*Provided records*

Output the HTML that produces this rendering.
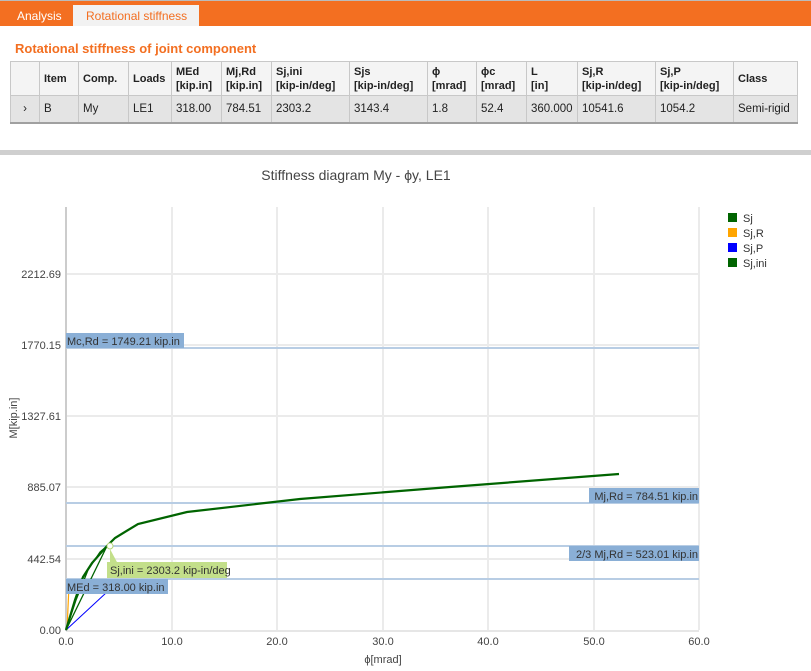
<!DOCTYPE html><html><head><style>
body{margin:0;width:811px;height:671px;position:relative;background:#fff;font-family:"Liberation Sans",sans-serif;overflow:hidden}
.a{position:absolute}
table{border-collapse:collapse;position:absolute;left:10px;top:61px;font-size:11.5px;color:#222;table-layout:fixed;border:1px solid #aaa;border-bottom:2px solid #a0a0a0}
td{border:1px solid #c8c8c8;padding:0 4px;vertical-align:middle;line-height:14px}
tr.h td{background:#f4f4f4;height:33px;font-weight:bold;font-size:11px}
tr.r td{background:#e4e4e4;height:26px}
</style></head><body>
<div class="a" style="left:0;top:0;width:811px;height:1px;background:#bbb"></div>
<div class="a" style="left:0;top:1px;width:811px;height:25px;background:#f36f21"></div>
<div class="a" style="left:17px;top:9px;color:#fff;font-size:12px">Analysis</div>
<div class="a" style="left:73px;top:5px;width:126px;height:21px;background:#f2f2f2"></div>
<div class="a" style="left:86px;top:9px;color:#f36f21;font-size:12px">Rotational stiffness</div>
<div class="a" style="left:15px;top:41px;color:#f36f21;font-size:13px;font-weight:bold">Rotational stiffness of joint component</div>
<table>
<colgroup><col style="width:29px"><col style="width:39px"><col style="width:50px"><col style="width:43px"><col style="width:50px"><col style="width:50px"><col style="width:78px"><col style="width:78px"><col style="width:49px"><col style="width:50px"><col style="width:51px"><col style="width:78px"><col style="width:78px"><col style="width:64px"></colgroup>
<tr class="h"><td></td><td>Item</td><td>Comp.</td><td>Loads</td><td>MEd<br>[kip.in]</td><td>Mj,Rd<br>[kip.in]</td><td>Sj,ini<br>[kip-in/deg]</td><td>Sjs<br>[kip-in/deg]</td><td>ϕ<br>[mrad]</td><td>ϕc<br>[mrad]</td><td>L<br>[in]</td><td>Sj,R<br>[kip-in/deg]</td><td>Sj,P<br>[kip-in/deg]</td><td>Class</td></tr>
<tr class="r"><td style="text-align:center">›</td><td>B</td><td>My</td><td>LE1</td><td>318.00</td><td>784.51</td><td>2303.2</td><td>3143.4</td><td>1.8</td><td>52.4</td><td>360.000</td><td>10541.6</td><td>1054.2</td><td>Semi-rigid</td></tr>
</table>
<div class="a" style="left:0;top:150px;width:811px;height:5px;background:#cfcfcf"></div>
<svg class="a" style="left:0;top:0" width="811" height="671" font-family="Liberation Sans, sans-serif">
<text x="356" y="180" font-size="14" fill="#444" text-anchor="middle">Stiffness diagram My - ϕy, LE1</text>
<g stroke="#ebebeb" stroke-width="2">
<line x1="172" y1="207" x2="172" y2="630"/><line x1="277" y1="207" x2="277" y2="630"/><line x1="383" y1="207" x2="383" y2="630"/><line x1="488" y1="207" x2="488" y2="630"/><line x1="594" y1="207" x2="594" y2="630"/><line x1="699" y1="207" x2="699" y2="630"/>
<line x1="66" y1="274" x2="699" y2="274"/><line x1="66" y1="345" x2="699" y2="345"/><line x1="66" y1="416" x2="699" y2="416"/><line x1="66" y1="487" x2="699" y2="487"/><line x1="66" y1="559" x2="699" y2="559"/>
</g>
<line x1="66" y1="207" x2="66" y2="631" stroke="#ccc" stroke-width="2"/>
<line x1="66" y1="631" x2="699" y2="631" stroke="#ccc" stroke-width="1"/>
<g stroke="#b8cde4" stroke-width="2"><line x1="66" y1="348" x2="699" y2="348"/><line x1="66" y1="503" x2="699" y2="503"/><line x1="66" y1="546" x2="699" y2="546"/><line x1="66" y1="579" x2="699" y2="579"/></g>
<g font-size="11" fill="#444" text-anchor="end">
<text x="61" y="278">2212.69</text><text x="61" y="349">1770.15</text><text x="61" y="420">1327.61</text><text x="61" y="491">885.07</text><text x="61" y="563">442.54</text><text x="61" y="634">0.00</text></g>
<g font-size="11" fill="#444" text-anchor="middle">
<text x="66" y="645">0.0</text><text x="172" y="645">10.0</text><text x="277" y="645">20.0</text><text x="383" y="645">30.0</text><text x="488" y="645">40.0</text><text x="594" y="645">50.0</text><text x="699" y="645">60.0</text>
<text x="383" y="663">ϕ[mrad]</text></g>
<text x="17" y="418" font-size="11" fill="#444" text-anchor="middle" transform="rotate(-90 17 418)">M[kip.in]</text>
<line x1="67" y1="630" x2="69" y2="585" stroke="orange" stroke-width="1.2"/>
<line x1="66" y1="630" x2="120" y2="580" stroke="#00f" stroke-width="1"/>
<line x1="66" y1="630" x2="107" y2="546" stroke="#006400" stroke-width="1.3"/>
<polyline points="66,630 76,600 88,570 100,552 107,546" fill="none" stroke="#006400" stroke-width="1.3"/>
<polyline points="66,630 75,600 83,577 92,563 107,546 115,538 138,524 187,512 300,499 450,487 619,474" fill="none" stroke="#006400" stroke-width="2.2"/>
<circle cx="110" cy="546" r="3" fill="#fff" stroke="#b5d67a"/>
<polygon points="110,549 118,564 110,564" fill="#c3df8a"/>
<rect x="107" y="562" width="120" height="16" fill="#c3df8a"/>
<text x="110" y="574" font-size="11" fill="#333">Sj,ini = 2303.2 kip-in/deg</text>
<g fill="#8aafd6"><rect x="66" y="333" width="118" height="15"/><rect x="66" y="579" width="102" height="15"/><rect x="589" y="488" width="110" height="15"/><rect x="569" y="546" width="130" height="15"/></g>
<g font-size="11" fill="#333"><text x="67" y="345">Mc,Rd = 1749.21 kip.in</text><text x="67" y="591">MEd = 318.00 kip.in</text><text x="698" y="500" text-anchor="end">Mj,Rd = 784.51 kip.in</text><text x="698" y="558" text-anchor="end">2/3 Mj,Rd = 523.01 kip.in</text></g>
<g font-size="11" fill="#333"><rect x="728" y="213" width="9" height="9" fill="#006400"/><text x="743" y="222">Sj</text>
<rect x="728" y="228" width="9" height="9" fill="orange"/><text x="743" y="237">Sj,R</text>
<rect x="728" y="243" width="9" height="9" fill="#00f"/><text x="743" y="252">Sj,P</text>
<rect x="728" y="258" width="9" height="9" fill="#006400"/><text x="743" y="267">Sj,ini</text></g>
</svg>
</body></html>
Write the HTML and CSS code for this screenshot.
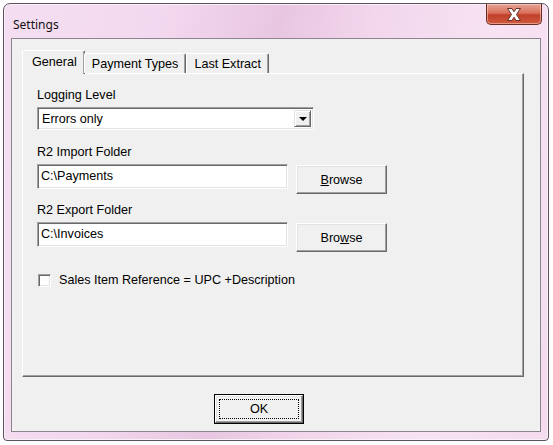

*Required task*
Without the pictures, repeat all the records word for word.

*The answer*
Output the HTML that produces this rendering.
<!DOCTYPE html><html><head><style>
body{margin:0;width:811px;height:671px;position:relative;background:#fff;font-family:"Liberation Sans",sans-serif;overflow:hidden}
.a{position:absolute}
table{border-collapse:collapse;position:absolute;left:10px;top:61px;font-size:11.5px;color:#222;table-layout:fixed;border:1px solid #aaa;border-bottom:2px solid #a0a0a0}
td{border:1px solid #c8c8c8;padding:0 4px;vertical-align:middle;line-height:14px}
tr.h td{background:#f4f4f4;height:33px;font-weight:bold;font-size:11px}
tr.r td{background:#e4e4e4;height:26px}
</style></head><body>
<div class="a" style="left:0;top:0;width:811px;height:1px;background:#bbb"></div>
<div class="a" style="left:0;top:1px;width:811px;height:25px;background:#f36f21"></div>
<div class="a" style="left:17px;top:9px;color:#fff;font-size:12px">Analysis</div>
<div class="a" style="left:73px;top:5px;width:126px;height:21px;background:#f2f2f2"></div>
<div class="a" style="left:86px;top:9px;color:#f36f21;font-size:12px">Rotational stiffness</div>
<div class="a" style="left:15px;top:41px;color:#f36f21;font-size:13px;font-weight:bold">Rotational stiffness of joint component</div>
<table>
<colgroup><col style="width:29px"><col style="width:39px"><col style="width:50px"><col style="width:43px"><col style="width:50px"><col style="width:50px"><col style="width:78px"><col style="width:78px"><col style="width:49px"><col style="width:50px"><col style="width:51px"><col style="width:78px"><col style="width:78px"><col style="width:64px"></colgroup>
<tr class="h"><td></td><td>Item</td><td>Comp.</td><td>Loads</td><td>MEd<br>[kip.in]</td><td>Mj,Rd<br>[kip.in]</td><td>Sj,ini<br>[kip-in/deg]</td><td>Sjs<br>[kip-in/deg]</td><td>ϕ<br>[mrad]</td><td>ϕc<br>[mrad]</td><td>L<br>[in]</td><td>Sj,R<br>[kip-in/deg]</td><td>Sj,P<br>[kip-in/deg]</td><td>Class</td></tr>
<tr class="r"><td style="text-align:center">›</td><td>B</td><td>My</td><td>LE1</td><td>318.00</td><td>784.51</td><td>2303.2</td><td>3143.4</td><td>1.8</td><td>52.4</td><td>360.000</td><td>10541.6</td><td>1054.2</td><td>Semi-rigid</td></tr>
</table>
<div class="a" style="left:0;top:150px;width:811px;height:5px;background:#cfcfcf"></div>
<svg class="a" style="left:0;top:0" width="811" height="671" font-family="Liberation Sans, sans-serif">
<text x="356" y="180" font-size="14" fill="#444" text-anchor="middle">Stiffness diagram My - ϕy, LE1</text>
<g stroke="#ebebeb" stroke-width="2">
<line x1="172" y1="207" x2="172" y2="630"/><line x1="277" y1="207" x2="277" y2="630"/><line x1="383" y1="207" x2="383" y2="630"/><line x1="488" y1="207" x2="488" y2="630"/><line x1="594" y1="207" x2="594" y2="630"/><line x1="699" y1="207" x2="699" y2="630"/>
<line x1="66" y1="274" x2="699" y2="274"/><line x1="66" y1="345" x2="699" y2="345"/><line x1="66" y1="416" x2="699" y2="416"/><line x1="66" y1="487" x2="699" y2="487"/><line x1="66" y1="559" x2="699" y2="559"/>
</g>
<line x1="66" y1="207" x2="66" y2="631" stroke="#ccc" stroke-width="2"/>
<line x1="66" y1="631" x2="699" y2="631" stroke="#ccc" stroke-width="1"/>
<g stroke="#b8cde4" stroke-width="2"><line x1="66" y1="348" x2="699" y2="348"/><line x1="66" y1="503" x2="699" y2="503"/><line x1="66" y1="546" x2="699" y2="546"/><line x1="66" y1="579" x2="699" y2="579"/></g>
<g font-size="11" fill="#444" text-anchor="end">
<text x="61" y="278">2212.69</text><text x="61" y="349">1770.15</text><text x="61" y="420">1327.61</text><text x="61" y="491">885.07</text><text x="61" y="563">442.54</text><text x="61" y="634">0.00</text></g>
<g font-size="11" fill="#444" text-anchor="middle">
<text x="66" y="645">0.0</text><text x="172" y="645">10.0</text><text x="277" y="645">20.0</text><text x="383" y="645">30.0</text><text x="488" y="645">40.0</text><text x="594" y="645">50.0</text><text x="699" y="645">60.0</text>
<text x="383" y="663">ϕ[mrad]</text></g>
<text x="17" y="418" font-size="11" fill="#444" text-anchor="middle" transform="rotate(-90 17 418)">M[kip.in]</text>
<line x1="67" y1="630" x2="69" y2="585" stroke="orange" stroke-width="1.2"/>
<line x1="66" y1="630" x2="120" y2="580" stroke="#00f" stroke-width="1"/>
<line x1="66" y1="630" x2="107" y2="546" stroke="#006400" stroke-width="1.3"/>
<polyline points="66,630 76,600 88,570 100,552 107,546" fill="none" stroke="#006400" stroke-width="1.3"/>
<polyline points="66,630 75,600 83,577 92,563 107,546 115,538 138,524 187,512 300,499 450,487 619,474" fill="none" stroke="#006400" stroke-width="2.2"/>
<circle cx="110" cy="546" r="3" fill="#fff" stroke="#b5d67a"/>
<polygon points="110,549 118,564 110,564" fill="#c3df8a"/>
<rect x="107" y="562" width="120" height="16" fill="#c3df8a"/>
<text x="110" y="574" font-size="11" fill="#333">Sj,ini = 2303.2 kip-in/deg</text>
<g fill="#8aafd6"><rect x="66" y="333" width="118" height="15"/><rect x="66" y="579" width="102" height="15"/><rect x="589" y="488" width="110" height="15"/><rect x="569" y="546" width="130" height="15"/></g>
<g font-size="11" fill="#333"><text x="67" y="345">Mc,Rd = 1749.21 kip.in</text><text x="67" y="591">MEd = 318.00 kip.in</text><text x="698" y="500" text-anchor="end">Mj,Rd = 784.51 kip.in</text><text x="698" y="558" text-anchor="end">2/3 Mj,Rd = 523.01 kip.in</text></g>
<g font-size="11" fill="#333"><rect x="728" y="213" width="9" height="9" fill="#006400"/><text x="743" y="222">Sj</text>
<rect x="728" y="228" width="9" height="9" fill="orange"/><text x="743" y="237">Sj,R</text>
<rect x="728" y="243" width="9" height="9" fill="#00f"/><text x="743" y="252">Sj,P</text>
<rect x="728" y="258" width="9" height="9" fill="#006400"/><text x="743" y="267">Sj,ini</text></g>
</svg>
</body></html>
Write the HTML and CSS code for this screenshot.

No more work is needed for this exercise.